Collection entries:
============
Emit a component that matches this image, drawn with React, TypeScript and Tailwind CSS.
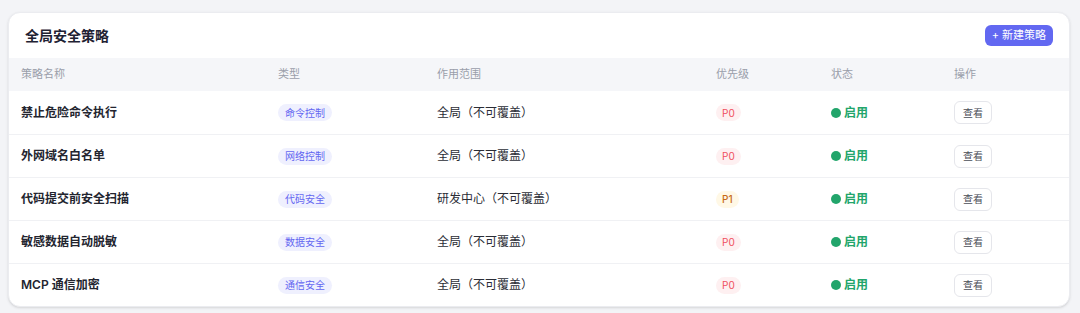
const font = { fontFamily: '"Inter", "Noto Sans CJK SC", sans-serif' };

type Policy = {
  name: string;
  type: string;
  scope: string;
  priority: "P0" | "P1";
};

const policies: Policy[] = [
  { name: "禁止危险命令执行", type: "命令控制", scope: "全局（不可覆盖）", priority: "P0" },
  { name: "外网域名白名单", type: "网络控制", scope: "全局（不可覆盖）", priority: "P0" },
  { name: "代码提交前安全扫描", type: "代码安全", scope: "研发中心（不可覆盖）", priority: "P1" },
  { name: "敏感数据自动脱敏", type: "数据安全", scope: "全局（不可覆盖）", priority: "P0" },
  { name: "MCP 通信加密", type: "通信安全", scope: "全局（不可覆盖）", priority: "P0" },
];

const cols = "grid grid-cols-[257px_159px_279px_115px_123px_1fr] items-center pl-3";

export default function App() {
  return (
    <div className="h-[313px] w-[1080px] bg-[#f3f4f7] pt-3 pl-2 pr-[10px]" style={font}>
      <div className="rounded-xl bg-white border border-[#ebecf0] shadow-sm overflow-hidden">
        {/* Header */}
        <div className="h-[45px] flex items-center justify-between px-4">
          <h2 className="text-[14px] font-bold text-[#1f2233]">全局安全策略</h2>
          <button className="h-[21px] px-[7px] rounded-md bg-[#6268f1] text-white text-[11px] leading-none">
            + 新建策略
          </button>
        </div>

        {/* Column titles */}
        <div className={`${cols} h-[33px] bg-[#f5f6f9] text-[11px] text-[#9a9eaa]`}>
          <div>策略名称</div>
          <div>类型</div>
          <div>作用范围</div>
          <div>优先级</div>
          <div>状态</div>
          <div>操作</div>
        </div>

        {policies.map((p, i) => (
          <div key={i} className={`${cols} h-[43px] ${i > 0 ? "border-t border-[#f0f1f4]" : ""}`}>
            <div className="text-[12px] font-semibold text-[#23252f]">{p.name}</div>
            <div className="flex items-center">
              <span className="flex items-center h-[17px] px-[7px] rounded-full bg-[#eff0fe] text-[10px] leading-none text-[#6366f1]">
                {p.type}
              </span>
            </div>
            <div className="text-[12px] text-[#2b2d36]">{p.scope}</div>
            <div className="flex items-center">
              {p.priority === "P0" ? (
                <span className="flex items-center h-[17px] px-[6px] rounded-full bg-[#fef0f1] text-[10px] leading-none text-[#ef4f5e]">
                  P0
                </span>
              ) : (
                <span className="flex items-center h-[17px] px-[6px] rounded-full bg-[#fff8e6] text-[10px] leading-none font-medium text-[#c76a16]">
                  P1
                </span>
              )}
            </div>
            <div className="flex items-center gap-[3px] text-[12px] font-semibold text-[#22a56b]">
              <span className="w-[10px] h-[10px] rounded-full bg-[#22a56b]" />
              启用
            </div>
            <div className="flex items-center">
              <button className="h-[23px] w-[38px] rounded-md border border-[#e5e6eb] bg-white text-[10px] leading-none text-[#4a4d57]">
                查看
              </button>
            </div>
          </div>
        ))}
      </div>
    </div>
  );
}
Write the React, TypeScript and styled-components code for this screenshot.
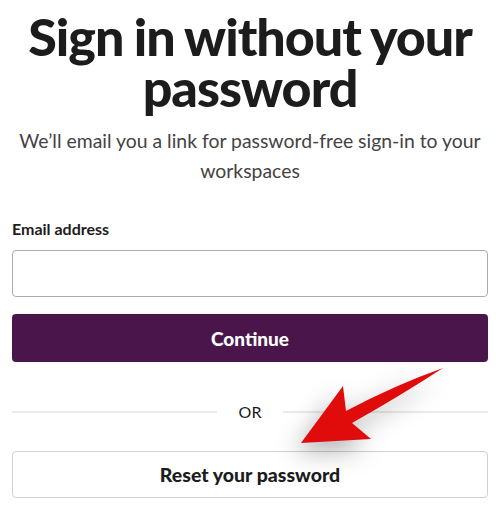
import React from "react";
import styled, { createGlobalStyle } from "styled-components";

const GlobalStyle = createGlobalStyle`
  html, body {
    margin: 0;
    padding: 0;
    background: #ffffff;
  }
  body {
    font-family: Lato, "Noto Sans", sans-serif;
    color: #1d1c1d;
  }
`;

const Page = styled.div`
  position: relative;
  width: 500px;
  height: 520px;
  overflow: hidden;
  box-sizing: border-box;
  padding: 11px 12px 0;
  display: flex;
  flex-direction: column;
`;

const Title = styled.h1`
  margin: 0;
  font-size: 52px;
  line-height: 51px;
  font-weight: 900;
  letter-spacing: -1px;
  word-spacing: -1px;
  text-align: center;
  color: #1d1c1d;
`;

const Lead = styled.p`
  margin: 13px 0 0;
  font-size: 19.4px;
  line-height: 30px;
  text-align: center;
  color: #454245;
`;

const Form = styled.form`
  margin-top: 32px;
  display: flex;
  flex-direction: column;
`;

const Label = styled.label`
  font-size: 16px;
  line-height: 22px;
  font-weight: 700;
  color: #1d1c1d;
  margin-bottom: 10px;
`;

const Input = styled.input`
  box-sizing: border-box;
  height: 47px;
  border: 1px solid #acacac;
  border-radius: 4px;
  padding: 0 12px;
  font: inherit;
  font-size: 18px;
  outline: none;
`;

const Button = styled.button<{ $primary?: boolean }>`
  box-sizing: border-box;
  height: ${(p) => (p.$primary ? "48px" : "47px")};
  width: 100%;
  border-radius: 4px;
  font-family: Lato, "Noto Sans", sans-serif;
  font-weight: 900;
  font-size: ${(p) => (p.$primary ? "19px" : "19.5px")};
  cursor: pointer;
  border: ${(p) => (p.$primary ? "none" : "1px solid #d1d1d1")};
  background: ${(p) => (p.$primary ? "#4a154b" : "#ffffff")};
  color: ${(p) => (p.$primary ? "#ffffff" : "#1d1c1d")};
`;

const PrimaryRow = styled.div`
  margin-top: 17px;
`;

const Divider = styled.div`
  margin: 40px 0 30px;
  display: flex;
  align-items: center;
  gap: 22px;
  font-size: 16px;
  color: #1d1c1d;

  &::before,
  &::after {
    content: "";
    flex: 1;
    height: 2px;
    background: #ebeaeb;
  }
`;

const Arrow = styled.svg`
  position: absolute;
  left: 0;
  top: 0;
  pointer-events: none;
  filter: drop-shadow(-6px 10px 12px rgba(0, 0, 0, 0.3));
`;

export default function App() {
  return (
    <>
      <GlobalStyle />
      <Page>
        <Title>Sign in without your password</Title>
        <Lead>We’ll email you a link for password-free sign-in to your workspaces</Lead>
        <Form onSubmit={(e) => e.preventDefault()}>
          <Label htmlFor="email">Email address</Label>
          <Input id="email" type="email" />
          <PrimaryRow>
            <Button $primary type="submit">Continue</Button>
          </PrimaryRow>
        </Form>
        <Divider>OR</Divider>
        <Button type="button">Reset your password</Button>
        <Arrow width="500" height="520" viewBox="0 0 500 520">
          <path
            d="M301 443 L343 386 L346 411 Q395 385 443 368 Q400 396 352 423 L371 439 Z"
            fill="#e00c0c"
          />
        </Arrow>
      </Page>
    </>
  );
}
============
Aim of the task.
Show the lines of the data that hold the word "this".

Answer.
Emit a component that matches this image, drawn with React, TypeScript and Tailwind CSS.
Write the React, TypeScript and styled-components code for this screenshot.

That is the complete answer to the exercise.